Task goal - Your answer should be a single number: the count of lines containing "components".

Given data -
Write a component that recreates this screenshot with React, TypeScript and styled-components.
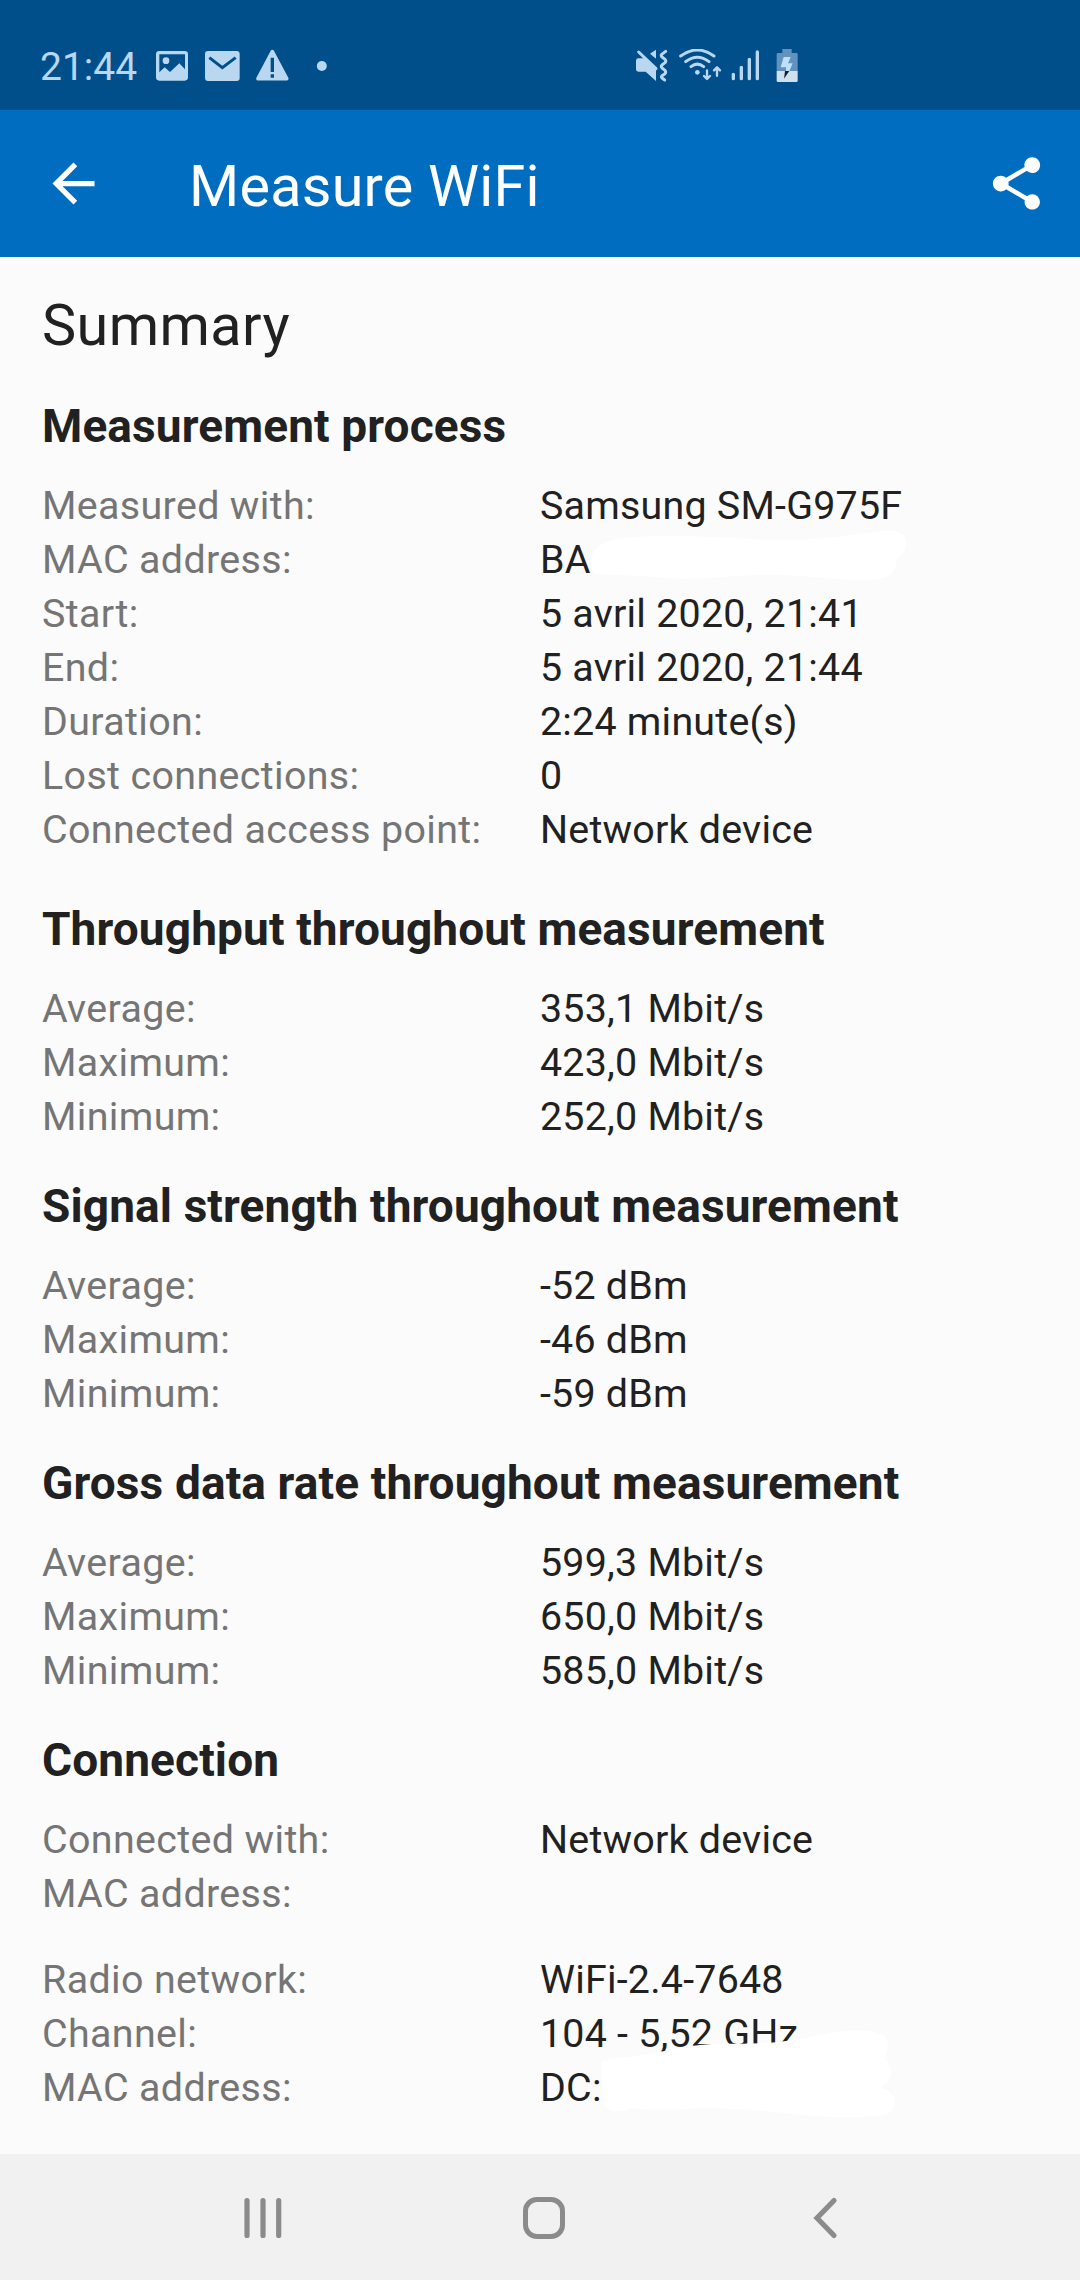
import React from "react";
import styled, { createGlobalStyle } from "styled-components";

const GlobalStyle = createGlobalStyle`
  * { box-sizing: border-box; }
  body { margin: 0; background: #fbfbfb; }
`;

const Screen = styled.div`
  width: 1080px;
  height: 2280px;
  display: flex;
  flex-direction: column;
  overflow: hidden;
  background: #fbfbfb;
  color: #212121;
  font-family: Roboto, "Noto Sans", sans-serif;
`;

const StatusBar = styled.header`
  height: 110px;
  flex: none;
  display: flex;
  align-items: flex-start;
  padding: 49px 0 0 40px;
  background: #004f8b;
  color: #b9d7f0;
`;

const Clock = styled.span`
  width: 116px;
  font-size: 39px;
  line-height: 36px;
`;

const StatusGroup = styled.div<{ $width?: number }>`
  display: flex;
  width: ${(p) => (p.$width ? `${p.$width}px` : "auto")};
`;

const StatusIcon = styled.svg<{ $gap?: number }>`
  flex: none;
  display: block;
  margin-right: ${(p) => p.$gap ?? 0}px;
`;

const AppBar = styled.div`
  height: 147px;
  flex: none;
  display: flex;
  align-items: center;
  padding: 0 32px 0 42px;
  background: #006dc0;
  color: #fff;
`;

const AppTitle = styled.h1`
  flex: 1;
  margin: 6px 0 0 84px;
  font-size: 57.5px;
  font-weight: 400;
  letter-spacing: 0.25px;
  line-height: 68px;
`;

const IconButton = styled.button`
  display: flex;
  padding: 0;
  border: 0;
  background: none;
  color: inherit;
`;

const Content = styled.main`
  flex: 1;
  padding: 35px 42px 0;
`;

const PageTitle = styled.h2`
  margin: 0 0 40px;
  font-size: 57.5px;
  font-weight: 400;
  letter-spacing: 0.42px;
  line-height: 68px;
`;

const Section = styled.section<{ $gap?: number }>`
  margin-bottom: ${(p) => p.$gap ?? 36}px;
`;

const SectionTitle = styled.h3`
  margin: 0 0 27px;
  font-size: 46px;
  font-weight: 700;
  letter-spacing: 0.12px;
  line-height: 52px;
`;

const Table = styled.dl<{ $spaced?: boolean }>`
  margin: ${(p) => (p.$spaced ? 32 : 0)}px 0 0;
`;

const Row = styled.div`
  display: grid;
  grid-template-columns: 498px 1fr;
  height: 54px;
  font-size: 39.4px;
  line-height: 54px;
  white-space: nowrap;
`;

const Label = styled.dt`
  color: #757575;
  letter-spacing: 0.36px;
`;

const Value = styled.dd`
  position: relative;
  margin: 0;
  letter-spacing: 0.22px;
`;

const Smudge = styled.svg`
  position: absolute;
  left: -20px;
  display: block;
  fill: #fff;
`;

const TopSmudge = styled(Smudge)`
  top: -73px;
`;

const BottomSmudge = styled(Smudge)`
  top: -131px;
`;

const NavBar = styled.nav`
  height: 126px;
  flex: none;
  display: flex;
  align-items: center;
  justify-content: space-between;
  padding: 2px 238px 0 239px;
  background: #f1f1f1;
  color: #8b8b8b;
`;

type Item = { label: string; value?: string; cover?: "top" | "bottom" };
type Group = { title: string; gap?: number; tables: Item[][] };

const stats = (avg: string, max: string, min: string): Item[] => [
  { label: "Average:", value: avg },
  { label: "Maximum:", value: max },
  { label: "Minimum:", value: min },
];

const groups: Group[] = [
  {
    title: "Measurement process",
    gap: 46,
    tables: [
      [
        { label: "Measured with:", value: "Samsung SM-G975F" },
        { label: "MAC address:", value: "BA", cover: "top" },
        { label: "Start:", value: "5 avril 2020, 21:41" },
        { label: "End:", value: "5 avril 2020, 21:44" },
        { label: "Duration:", value: "2:24 minute(s)" },
        { label: "Lost connections:", value: "0" },
        { label: "Connected access point:", value: "Network device" },
      ],
    ],
  },
  {
    title: "Throughput throughout measurement",
    tables: [stats("353,1 Mbit/s", "423,0 Mbit/s", "252,0 Mbit/s")],
  },
  {
    title: "Signal strength throughout measurement",
    tables: [stats("-52 dBm", "-46 dBm", "-59 dBm")],
  },
  {
    title: "Gross data rate throughout measurement",
    tables: [stats("599,3 Mbit/s", "650,0 Mbit/s", "585,0 Mbit/s")],
  },
  {
    title: "Connection",
    tables: [
      [{ label: "Connected with:", value: "Network device" }, { label: "MAC address:" }],
      [
        { label: "Radio network:", value: "WiFi-2.4-7648" },
        { label: "Channel:", value: "104 - 5,52 GHz" },
        { label: "MAC address:", value: "DC:", cover: "bottom" },
      ],
    ],
  },
];

function Cover({ kind }: { kind: "top" | "bottom" }) {
  if (kind === "top") {
    return (
      <TopSmudge width="420" height="260" viewBox="0 0 1260 780">
        <path d="M214 300C216 270 240 246 300 236C400 222 560 228 700 238C820 248 950 232 1060 216C1110 208 1155 210 1157 244C1159 272 1148 284 1130 296C1130 334 1110 356 1060 359C960 365 880 344 740 344C640 344 560 362 440 354C360 346 290 346 230 342C214 334 213 318 214 300Z" />
      </TopSmudge>
    );
  }
  return (
    <BottomSmudge width="420" height="240" viewBox="0 0 1260 720">
      <path d="M244 400C252 384 300 386 360 376C420 366 460 358 515 348C580 336 650 344 720 340C790 336 850 326 900 314C970 300 1040 296 1085 312C1108 324 1108 360 1092 388C1114 398 1120 430 1104 452C1100 462 1084 468 1080 474C1104 476 1124 492 1124 518C1124 542 1104 556 1080 556C1000 566 880 562 800 550C720 540 640 536 560 534C480 538 400 542 335 534C320 546 270 548 254 528C246 500 244 430 244 400Z" />
    </BottomSmudge>
  );
}

function StatusIcons() {
  return (
    <>
      <StatusGroup $width={480}>
        <StatusIcon width="32" height="34" viewBox="468 147 96 102" $gap={17}>
          <path
            fill="currentColor"
            fillRule="evenodd"
            d="M478 153H554Q564 153 564 163V232Q564 242 554 242H478Q468 242 468 232V163Q468 153 478 153ZM478 163V217L494 202L510 216L538 190L555 208V163Z"
          />
          <circle cx="498" cy="182" r="10" fill="currentColor" />
        </StatusIcon>
        <StatusIcon width="35" height="34" viewBox="614 147 105 102" $gap={16}>
          <rect x="614" y="153" width="104" height="90" rx="9" fill="currentColor" />
          <path d="M627 173L666 203L706 173" fill="none" stroke="#004f8b" strokeWidth="9" />
        </StatusIcon>
        <StatusIcon width="33" height="34" viewBox="767 147 99 102" $gap={27}>
          <path d="M816 155L859 236H773Z" fill="currentColor" stroke="currentColor" strokeWidth="11" strokeLinejoin="round" />
          <path d="M811 173H821V216H811ZM811 223H821V233H811Z" fill="#004f8b" />
        </StatusIcon>
        <StatusIcon width="12" height="34" viewBox="948 147 36 102">
          <circle cx="965.5" cy="198" r="15" fill="currentColor" />
        </StatusIcon>
      </StatusGroup>
      <StatusGroup>
        <StatusIcon width="33" height="36" viewBox="105 87 99 108" $gap={10}>
          <path d="M112 115H131L165 145V183L134 155H112Q105 155 105 148V122Q105 115 112 115Z" fill="currentColor" />
          <path d="M113 96L165 146" stroke="currentColor" strokeWidth="9" strokeLinecap="round" />
          <path d="M165 89V116L147 101Z" fill="currentColor" />
          <path
            d="M194 94L182 103Q179 107 183 111L193 119Q196 124 192 128L183 135Q179 140 183 144L192 151Q196 156 192 161L183 167Q180 171 183 174L191 180"
            fill="none"
            stroke="currentColor"
            strokeWidth="9"
            strokeLinecap="round"
            strokeLinejoin="round"
          />
        </StatusIcon>
        <StatusIcon width="43" height="36" viewBox="234 87 129 108" $gap={9}>
          <g fill="none" stroke="currentColor" strokeWidth="9" strokeLinecap="round" strokeLinejoin="round">
            <path d="M239 108Q289 72 339 108M254 125Q289 98 324 125M270 140Q289 125 308 140" />
            <path d="M318 151V177M309 168L318 177L327 168M348 167V142M339 151L348 142L357 151" strokeWidth="7" />
          </g>
          <circle cx="289" cy="157" r="7" fill="currentColor" />
        </StatusIcon>
        <StatusIcon width="29" height="36" viewBox="394 87 87 108" $gap={15}>
          <path
            d="M401 163V176M425 142V176M449 118V176M473 96V176"
            stroke="currentColor"
            strokeWidth="10"
            strokeLinecap="round"
          />
        </StatusIcon>
        <StatusIcon width="24" height="36" viewBox="523 87 72 108">
          <path d="M545 87H573V99H587Q591 99 591 103V153H528V103Q528 99 532 99H545Z" fill="#6393bc" />
          <path d="M528 153H591V182Q591 186 587 186H532Q528 186 528 182Z" fill="#cfe1ef" />
          <path d="M549 111H570L562 130H576L566 153H556V142H540Z" fill="#bfe0fa" />
          <path d="M553 153H566L550 176Z" fill="#16202b" />
        </StatusIcon>
      </StatusGroup>
    </>
  );
}

export default function App() {
  return (
    <Screen>
      <GlobalStyle />
      <StatusBar>
        <Clock>21:44</Clock>
        <StatusIcons />
      </StatusBar>
      <AppBar>
        <IconButton aria-label="Back">
          <svg width="63" height="63" viewBox="0 0 24 24" fill="currentColor">
            <path d="M20 11H7.83l5.59-5.59L12 4l-8 8 8 8 1.41-1.41L7.83 13H20v-2z" />
          </svg>
        </IconButton>
        <AppTitle>Measure WiFi</AppTitle>
        <IconButton aria-label="Share">
          <svg width="63" height="63" viewBox="0 0 24 24" fill="currentColor">
            <path d="M18 16.08c-.76 0-1.44.3-1.96.77L8.91 12.7c.05-.23.09-.46.09-.7s-.04-.47-.09-.7l7.05-4.11c.54.5 1.25.81 2.04.81 1.66 0 3-1.34 3-3s-1.34-3-3-3-3 1.34-3 3c0 .24.04.47.09.7L8.04 9.81C7.5 9.31 6.79 9 6 9c-1.66 0-3 1.34-3 3s1.34 3 3 3c.79 0 1.5-.31 2.04-.81l7.12 4.16c-.05.21-.08.43-.08.65 0 1.61 1.31 2.92 2.92 2.92s2.92-1.31 2.92-2.92-1.31-2.92-2.92-2.92z" />
          </svg>
        </IconButton>
      </AppBar>
      <Content>
        <PageTitle>Summary</PageTitle>
        {groups.map((group) => (
          <Section key={group.title} $gap={group.gap}>
            <SectionTitle>{group.title}</SectionTitle>
            {group.tables.map((items, i) => (
              <Table key={i} $spaced={i > 0}>
                {items.map((item) => (
                  <Row key={item.label}>
                    <Label>{item.label}</Label>
                    <Value>
                      {item.value}
                      {item.cover && <Cover kind={item.cover} />}
                    </Value>
                  </Row>
                ))}
              </Table>
            ))}
          </Section>
        ))}
      </Content>
      <NavBar>
        <svg width="48" height="48" viewBox="0 0 48 48" stroke="currentColor" strokeWidth="5.2" strokeLinecap="round">
          <path d="M8 6.5V41.5M24 6.5V41.5M39.7 6.5V41.5" />
        </svg>
        <svg width="48" height="48" viewBox="-3 0 48 48" fill="none" stroke="currentColor" strokeWidth="5">
          <rect x="5.5" y="5.5" width="37" height="37" rx="11.5" />
        </svg>
        <svg width="48" height="48" viewBox="0 0 48 48" fill="none" stroke="currentColor" strokeWidth="5.2" strokeLinecap="round">
          <path d="M40 6.5L23 24L40 41.5" />
        </svg>
      </NavBar>
    </Screen>
  );
}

Problem solution - 2